I enjoyed a few cocktails before exploring the environment. If you head up a discreetly tucked away flight of stairs behind the bar area, you find yourself in a cigar shop and smoking room. The cigar manager made a wonderfully compelling introduction to all the cigars on offer and how they were hand-picked by an important so-and-so but not being a cigar officianado, I don’t recall exactly what he said. He did make the point that the Bulgari is the first hotel to offer an indoor cigar smoking area. Technically, this might not be entirely true (for example, the Lansdowne in Berkeley Square has rooms and an indoor cigar smoking area but it’s a members club… so, fair enough, not a ‘hotel’ per se but that’s a technicality). Nevertheless, the smoking room itself is extremely comfortable and well-ventilated and can accommodate around twenty people at once. In addition to air conditioning, there is an enormous air purification system by the entrance. When I was there, I saw five gentlemen happily puffing away and I could barely smell the smoke.
Back down into the bar… I followed the enormous curving staircase down to the restaurant. I didn’t sample the food but a friend of mine who did said it was excellent. Rather than opt for a celebrity chef, they have asked one to design the menu. Otherwise, it’s a simple and efficient affair without pomp and circumstance. Half the dining room feels a bit like an open-air auditorium, since the ceiling is so far away. The other half is tucked underneath the bar area above and is more discreet (by the banquets). Everything is very dark. I couldn’t help wishing that the restaurant looked a bit different. So much of the hotel is black and mirrored that it might have been nice to enter into an area that was brighter or more colourful, perhaps. For instance, I love the way that China Tang at the Dorchester is very chic, fun and cosy. There, the bar area, private rooms and public dining spaces are all varied and fun to look at, yet feel visually interconnected. It’s a restaurant that you look forward to coming to time and time again. Dining at Bulgari, however, appears to be a tad more lugubrious by comparison. Still, it’s elegant. Just not ‘fun’.
Exit the dining area and you can wind around to a private screening room. There are enough seats for about fifty guests and there is a separate room and bar attached. This is a wonderful space and a clever idea, since there are only a few hotels that have one in central London. This is definitely one of the best. The bar is well-stocked and the anteroom is large and comfortable.
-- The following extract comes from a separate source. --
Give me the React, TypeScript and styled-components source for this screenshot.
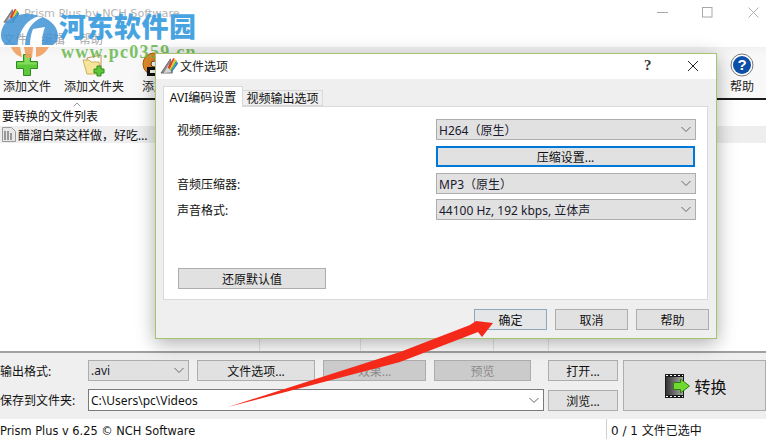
import React from "react";
import styled, { createGlobalStyle } from "styled-components";

const Global = createGlobalStyle`
  html, body { margin: 0; padding: 0; background: #fff; }
  body { font-family: "Noto Sans", "Noto Sans CJK SC", sans-serif; font-size: 12px; color: #111; }
  * { box-sizing: border-box; }
`;
const Win = styled.div`
  position: relative; width: 766px; height: 439px; overflow: hidden; background: #fff;
  display: flex; flex-direction: column;
`;
const TitleBar = styled.div`
  height: 30px; display: flex; align-items: center; padding-left: 3px; gap: 4px; color: #b5b5b5; font-size: 11.2px;
  font-family: "DejaVu Sans", sans-serif;
`;
const Title = styled.span` flex: 1; margin-top: -4px; `;
const WinBtns = styled.div` display: flex; height: 30px; align-items: center; margin: -6px -10px 0 0; `;
const WinBtn = styled.div` width: 45.5px; display: flex; justify-content: center; `;
const HelpMark = styled(WinBtn)` font-family: "Liberation Serif", serif; font-size: 15px; font-weight: 700; color: #333; `;
const MenuBar = styled.div`
  height: 17px; display: flex; gap: 14px; padding-left: 3px; color: #a9a9a9; font-size: 12px; align-items: center;
`;
const Toolbar = styled.div`
  height: 53px; background: linear-gradient(#f2f2f2, #f8f8f8 20%); border-bottom: 2px solid #1a1a1a; position: relative;
  display: flex; align-items: flex-start; padding-top: 3px;
`;
const Tool = styled.div<{ $w: number; $ml?: number }>`
  width: ${p => p.$w}px; margin-left: ${p => p.$ml ?? 0}px; display: flex; flex-direction: column; align-items: center;
  font-size: 12px; line-height: 16px; white-space: nowrap; color: #222;
`;
const IconBox = styled.div` height: 29px; display: flex; align-items: center; justify-content: center; `;
const Spacer = styled.div` flex: 1; `;
const List = styled.div` flex: 1; display: flex; flex-direction: column; background: #fff; `;
const ListHead = styled.div` height: 26px; padding: 9px 0 0 2px; font-size: 12px; line-height: 15px; position: relative; `;
const SortMark = styled.svg` position: absolute; left: 73px; top: 2px; `;
const ListRow = styled.div` height: 17px; background: #eeeeee; display: flex; align-items: center; gap: 2px; padding-left: 2px; font-size: 12px; `;
const ListFill = styled.div` flex: 1; `;
const Cols = styled.div` height: 13px; display: flex; `;
const Col = styled.div<{ $w: number }>` width: ${p => p.$w}px; border-right: 1px solid #e6e6e6; `;
const Panel = styled.div`
  height: 68px; background: #efefef; border-top: 2px solid #a0a0a0; padding: 7px 0 0; display: grid;
  grid-template-columns: 88px 460px 75px 143px; grid-template-rows: 21px 22px; row-gap: 8px; position: relative;
`;
const PanelLabel = styled.div` font-size: 12px; line-height: 23px; white-space: nowrap; overflow: hidden; `;
const RowLine = styled.div` display: flex; gap: 8px; `;
const Btn = styled.div<{ $w?: number; $off?: boolean; $blue?: boolean; $h?: number }>`
  width: ${p => (p.$w ? p.$w + "px" : "100%")}; height: ${p => p.$h ?? 21}px; flex: none;
  display: flex; align-items: center; justify-content: center; white-space: nowrap; font-size: 12px;
  background: ${p => (p.$off ? "#cbcbcb" : "#e1e1e1")}; color: ${p => (p.$off ? "#8b8b8b" : "#111")};
  border: ${p => (p.$blue ? "2px solid #0078d7" : "1px solid #adadad")};
`;
const OkBtn = styled(Btn)` background: #e4e6e8; border-color: #8da7bc; `;
const Combo = styled.div<{ $w?: number }>`
  width: ${p => (p.$w ? p.$w + "px" : "100%")}; height: 21px; background: #e1e1e1; border: 1px solid #adadad;
  display: flex; align-items: center; justify-content: space-between; padding: 0 4px 0 2px; font-size: 12px; color: #1a1a2e;
`;
const PathBox = styled.div`
  width: 456px; height: 22px; background: #fff; border: 1px solid #7a7a7a; display: flex; align-items: center;
  justify-content: space-between; padding: 1px 4px 0 2px; font-size: 12px;
`;
const Side = styled.div` display: flex; flex-direction: column; gap: 9px; grid-row: 1 / span 2; grid-column: 3; padding-right: 5px; `;
const Convert = styled(Btn)`
  grid-row: 1 / span 2; grid-column: 4; height: 51px; gap: 4px; font-size: 16px; padding-left: 3px;
`;
const Status = styled.div` height: 20px; display: flex; align-items: center; font-family: "DejaVu Sans", "Noto Sans CJK SC", sans-serif; `;
const StatusMain = styled.div` width: 606px; font-size: 11.4px; padding-top: 3px; `;
const StatusSide = styled.div` flex: 1; border-left: 1px solid #cfcfcf; height: 20px; padding: 2px 0 0 4px; line-height: 21px; font-size: 12px; `;

const Dialog = styled.div`
  position: absolute; left: 155px; top: 53px; width: 562px; height: 286px; background: #efefef;
  border: 1px solid #a5c46f; box-shadow: 0 4px 18px rgba(0,0,0,.33); display: flex; flex-direction: column;
`;
const DlgTitle = styled.div`
  height: 25px; background: #fff; display: flex; align-items: center; padding: 0 0 2px 4px; gap: 1px; font-size: 12px; color: #222;
`;
const DlgTitleText = styled.span` flex: 1; `;
const DlgBtns = styled.div` display: flex; align-items: center; `;
const Tabs = styled.div` display: flex; align-items: flex-end; height: 27px; padding-left: 7px; `;
const Tab = styled.div<{ $active?: boolean }>`
  width: 80px; height: ${p => (p.$active ? 21 : 16)}px; background: ${p => (p.$active ? "#fff" : "#efefef")};
  border: 1px solid #d9d9d9; border-bottom: ${p => (p.$active ? "none" : "1px solid #d9d9d9")};
  border-left: ${p => (p.$active ? "1px solid #d9d9d9" : "none")};
  display: flex; align-items: center; justify-content: center; font-size: 12px; margin-bottom: ${p => (p.$active ? -1 : 0)}px; position: relative;
`;
const TabPanel = styled.div`
  width: 545px; height: 194px; margin-left: 7px; background: #fff; border: 1px solid #d9d9d9;
  display: flex; flex-direction: column; padding: 12px 0 0 13px;
`;
const FieldRow = styled.div<{ $mb?: number }>`
  display: grid; grid-template-columns: 259px 260px; height: 21px; margin-bottom: ${p => p.$mb ?? 6}px; align-items: center; font-size: 12px;
`;
const Reset = styled(Btn)` margin: 48px 0 0 1px; `;
const DlgFoot = styled.div` display: flex; justify-content: flex-end; gap: 8px; padding: 9px 7px 0 0; `;

const WmTitle = styled.div`
  position: absolute; left: 59px; top: 9px; font-family: "Noto Sans CJK SC", sans-serif; font-weight: 900; font-size: 27px; line-height: 34px;
  color: #3f9fe0; letter-spacing: .5px; white-space: nowrap; opacity: .95;
`;
const WmUrl = styled.div`
  position: absolute; left: 61px; top: 42px; font-family: "Liberation Serif", serif; font-weight: 700; font-size: 18px; line-height: 20px;
  color: #6fbb55; letter-spacing: 1.3px; white-space: nowrap; opacity: .9;
`;
const Overlay = styled.svg` position: absolute; left: 0; top: 0; pointer-events: none; `;

const Chevron = () => (
  <svg width="10" height="7" viewBox="0 0 10 7"><path d="M.5 1 5 5.5 9.5 1" fill="none" stroke="#666" strokeWidth="1" /></svg>
);
const Prism = ({ s = 20 }: { s?: number }) => (
  <svg width={s} height={s} viewBox="0 0 20 20">
    <path d="M1 18 11 3 13 18Z" fill="#8a8a8a" stroke="#555" strokeWidth=".7" />
    <path d="M4 18 9 9 12 17Z" fill="#d5d5d5" />
    <path d="M8 12 14 2 15.5 3 10 14Z" fill="#e23b2e" />
    <path d="M10 14 15.5 3 17 4.5 11 15Z" fill="#f2c81f" />
    <path d="M11 15 17 4.5 18 6 12 16Z" fill="#3cb34a" />
    <path d="M12 16 18 6 19 8 12.5 17Z" fill="#2f6fd8" />
  </svg>
);
const AddFileIcon = () => (
  <svg width="24" height="24" viewBox="0 0 24 24">
    <path d="M8.5 1.5h7v7h7v7h-7v7h-7v-7h-7v-7h7z" fill="#5cc83a" stroke="#2e8b1d" />
    <path d="M9.5 2.5h5v7h7v2h-19v-2h7z" fill="#84dc5c" />
  </svg>
);
const FolderIcon = () => (
  <svg width="24" height="24" viewBox="0 0 24 24">
    <path d="M5 5l14-3v15L7 21z" fill="#fff" stroke="#c98b5a" />
    <path d="M1 7h6l2 2h8l2 12H5z" fill="#f5e59a" stroke="#c9b25a" />
    <path d="M15 13h4v3h3v4h-3v3h-4v-3h-3v-4h3z" fill="#5cc83a" stroke="#2e8b1d" />
  </svg>
);
const DiscIcon = () => (
  <svg width="26" height="26" viewBox="0 0 26 26">
    <circle cx="13" cy="12" r="11" fill="#e08a2a" stroke="#a85a10" />
    <circle cx="13" cy="12" r="3" fill="#fff" stroke="#7a3a08" />
    <rect x="6" y="15" width="11" height="9" fill="#111" />
    <rect x="9" y="18" width="5" height="3" fill="#fff" />
  </svg>
);
const HelpIcon = () => (
  <svg width="24" height="24" viewBox="0 0 24 24">
    <circle cx="12" cy="12" r="11" fill="#fff" stroke="#777" />
    <circle cx="12" cy="12" r="9" fill="#0b4fa8" />
    <text x="12" y="17" textAnchor="middle" fontSize="15" fontWeight="700" fill="#fff" fontFamily="Liberation Sans">?</text>
  </svg>
);
const DocIcon = () => (
  <svg width="14" height="15" viewBox="0 0 14 15">
    <path d="M.5.5h9l4 4v10H.5z" fill="#e8e8e8" stroke="#9a9a9a" />
    <path d="M3 4v9M6 4v9M9 6v7" stroke="#777" strokeWidth="1.4" />
  </svg>
);
const FilmIcon = () => (
  <svg width="25" height="24" viewBox="0 0 25 24">
    <defs>
      <linearGradient id="film" x1="0" x2="1">
        <stop offset="0" stopColor="#333" />
        <stop offset="1" stopColor="#aaa" />
      </linearGradient>
    </defs>
    <rect x="0" y="0" width="19" height="24" fill="#1a1a1a" />
    <rect x="1" y="3" width="17" height="18" fill="url(#film)" />
    <path d="M1 1.5h2M5 1.5h2M9 1.5h2M13 1.5h2M17 1.5h1M1 22.5h2M5 22.5h2M9 22.5h2M13 22.5h2M17 22.5h1" stroke="#fff" />
    <path d="M8.5 8.5h7V5l9 7-9 7v-3.5h-7z" fill="#6fd92f" stroke="#2e7d12" />
  </svg>
);

export default function App() {
  return (
    <Win>
      <Global />
      <TitleBar>
        <Prism s={17} />
        <Title>Prism Plus by NCH Software</Title>
        <WinBtns>
          <WinBtn><svg width="11" height="11"><path d="M0 5.5h11" stroke="#a8a8a8" /></svg></WinBtn>
          <WinBtn><svg width="11" height="11"><rect x=".5" y=".5" width="9.5" height="9.5" fill="none" stroke="#a8a8a8" /></svg></WinBtn>
          <WinBtn><svg width="11" height="11"><path d="M.5.5l10 10M10.5.5l-10 10" stroke="#b0b0b0" /></svg></WinBtn>
        </WinBtns>
      </TitleBar>
      <MenuBar><span>文件</span><span>编辑</span><span>帮助</span></MenuBar>
      <Toolbar>
        <Tool $w={54}><IconBox><AddFileIcon /></IconBox>添加文件</Tool>
        <Tool $w={60} $ml={10}><IconBox><FolderIcon /></IconBox>添加文件夹</Tool>
        <Tool $w={40} $ml={10}><IconBox><DiscIcon /></IconBox>添加</Tool>
        <Spacer />
        <Tool $w={48}><IconBox><HelpIcon /></IconBox>帮助</Tool>
      </Toolbar>
      <List>
        <ListHead>
          要转换的文件列表
          <SortMark width="8" height="5" viewBox="0 0 8 5"><path d="M.5 4.5 4 1l3.5 3.5" fill="none" stroke="#999" /></SortMark>
        </ListHead>
        <ListRow><DocIcon />醋溜白菜这样做，好吃…</ListRow>
        <ListFill />
        <Cols><Col $w={260} /><Col $w={101} /><Col $w={133} /><Col $w={55} /></Cols>
      </List>
      <Panel>
        <PanelLabel>输出格式:</PanelLabel>
        <RowLine>
          <Combo $w={101}>.avi<Chevron /></Combo>
          <Btn $w={118}>文件选项...</Btn>
          <Btn $w={103} $off>效果...</Btn>
          <Btn $w={97} $off>预览</Btn>
        </RowLine>
        <PanelLabel>保存到文件夹:</PanelLabel>
        <PathBox>C:\Users\pc\Videos<Chevron /></PathBox>
        <Side>
          <Btn $w={70}>打开...</Btn>
          <Btn $w={70}>浏览...</Btn>
        </Side>
        <Convert $h={51}><FilmIcon />转换</Convert>
      </Panel>
      <Status>
        <StatusMain>Prism Plus v 6.25 © NCH Software</StatusMain>
        <StatusSide>0 / 1 文件已选中</StatusSide>
      </Status>

      <WmTitle>河东软件园</WmTitle>
      <WmUrl>www.pc0359.cn</WmUrl>
      <Overlay width="70" height="60" viewBox="0 0 70 60">
        <path d="M1 36C1 22 13 13 29 14c4 0 7 1 10 2C28 19 20 28 17 45H6C3 43 1 40 1 36Z" fill="#3f93d6" opacity=".85" />
        <path d="M25 45C26 32 30 22 43 17c9 4 15 11 15 19 0 4-2 7-5 9H42c0-6 1-13 3-18l-12 2c-2 5-3 10-3 16Z" fill="#3f93d6" opacity=".85" />
        <path d="M11 47h9l2 10c-5-1-9-5-11-10Z" fill="#f0a060" opacity=".9" />
        <path d="M24 47h9l-1 11h-6Z" fill="#f0a060" opacity=".9" />
        <path d="M36 47h13c-3 5-7 9-13 10Z" fill="#f0a060" opacity=".9" />
      </Overlay>

      <Dialog>
        <DlgTitle>
          <Prism s={19} />
          <DlgTitleText>文件选项</DlgTitleText>
          <DlgBtns>
            <HelpMark>?</HelpMark>
            <WinBtn><svg width="12" height="12"><path d="M1 1l10 10M11 1L1 11" stroke="#222" /></svg></WinBtn>
          </DlgBtns>
        </DlgTitle>
        <Tabs>
          <Tab $active>AVI编码设置</Tab>
          <Tab>视频输出选项</Tab>
        </Tabs>
        <TabPanel>
          <FieldRow><span>视频压缩器:</span><Combo>H264（原生）<Chevron /></Combo></FieldRow>
          <FieldRow><span /><Btn $w={259} $blue>压缩设置...</Btn></FieldRow>
          <FieldRow $mb={5}><span>音频压缩器:</span><Combo>MP3（原生）<Chevron /></Combo></FieldRow>
          <FieldRow $mb={0}><span>声音格式:</span><Combo>44100 Hz, 192 kbps, 立体声<Chevron /></Combo></FieldRow>
          <Reset $w={148}>还原默认值</Reset>
        </TabPanel>
        <DlgFoot>
          <OkBtn $w={73}>确定</OkBtn>
          <Btn $w={73}>取消</Btn>
          <Btn $w={73}>帮助</Btn>
        </DlgFoot>
      </Dialog>

      <Overlay width="766" height="439" viewBox="0 0 766 439">
        <path d="M228 407 400 352 470 325 476 321 493 323 482 337 478 332 400 362Z" fill="#f5291a" />
      </Overlay>
    </Win>
  );
}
I suspect that the spa is really where the Bulgari will shine. There is a proper, full-size lap pool. The treatment rooms are very nice – especially the couples’ one. I would be very happy to spend a few hours every day here. There are lots of rooms and services, so this will be popular.
Overall, I think that Bulgari has done a good job. They have created a smart-looking, contemporary hotel in the heart of London with 85 rooms and suites. Their suites are the largest in the area (e.g. 250 sq meters for a price) and this will appeal to the high-rollers. Their F&B is quality and well-considered. And, they are fully booked! So, it looks like they will have a bright future, so long as they keep up the good work.